Friday, 12 May 2017

Weed management

Sat down on my allotment, the other day  drinking a cup of coffee, I saw the most amazing sight. I saw, perched high in a tree top, a heron guarding a nest. With its long beak and hunched shoulder, the prehistoric looking bird just sits in the eggs for hours while the tree swings in the wind.However the next thing that happen was that the heron was attached by five or six crows who chased him round the sky and then amazingly another heron came and saw the crows off and the heron went back to siting on the nest as if nothing had happen.  

Weed management
Most weeds are still slow going as it is very dry now. Except dandelions which love the dry. Please dead head or mow and put the seed heads in a bag to rot down. Once the rain arrives the weeds will go made so be prepared as weeding little and often is far easier than letting things go.
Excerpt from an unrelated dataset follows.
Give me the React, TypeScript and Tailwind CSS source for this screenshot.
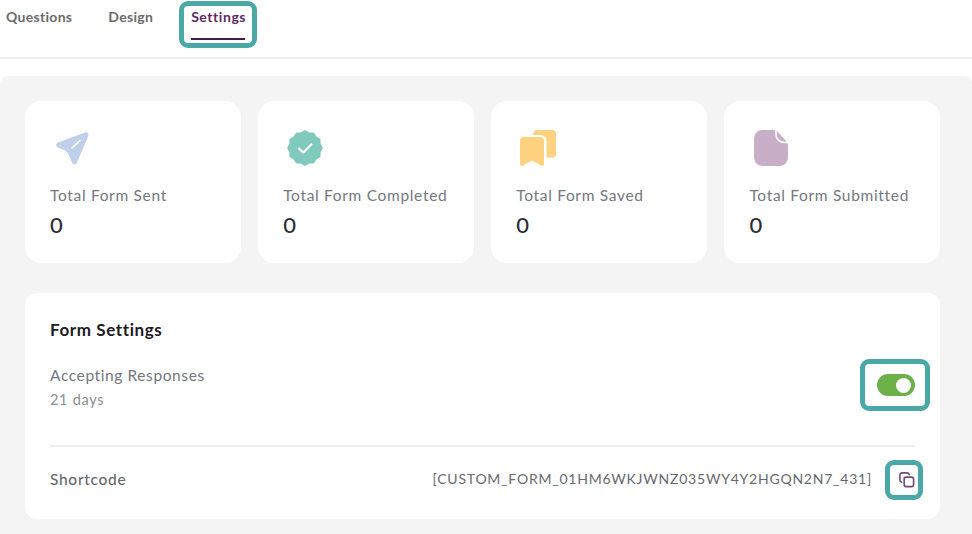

A good sharp hoe makes short work of most of them. 
Allowing the weeds to grow will influence growth and yield of your crops, particularly early on. Weeds reduce the available nutrients, water and light that your plants need to grow. Once crops are established they'll shade out some of the weeds but some say allowing weeds to affect crops in the early days could reduce the eventual yield by up to 50% even if you weed properly later.
 The weather is challenging ....very dry and alternately beautifully warm and cold. Weeds are valuable green bulk so aim to manage them on your plot. Non-seeding annuals are fine on a good hot compost heap. 

Perennial or seeding annuals can be managed most easily in a thick plastic bag and left sealed until rotted. The green compost bags are perfect. This works with dandelion heads too! When black it can be added when building or turning to a compost bin.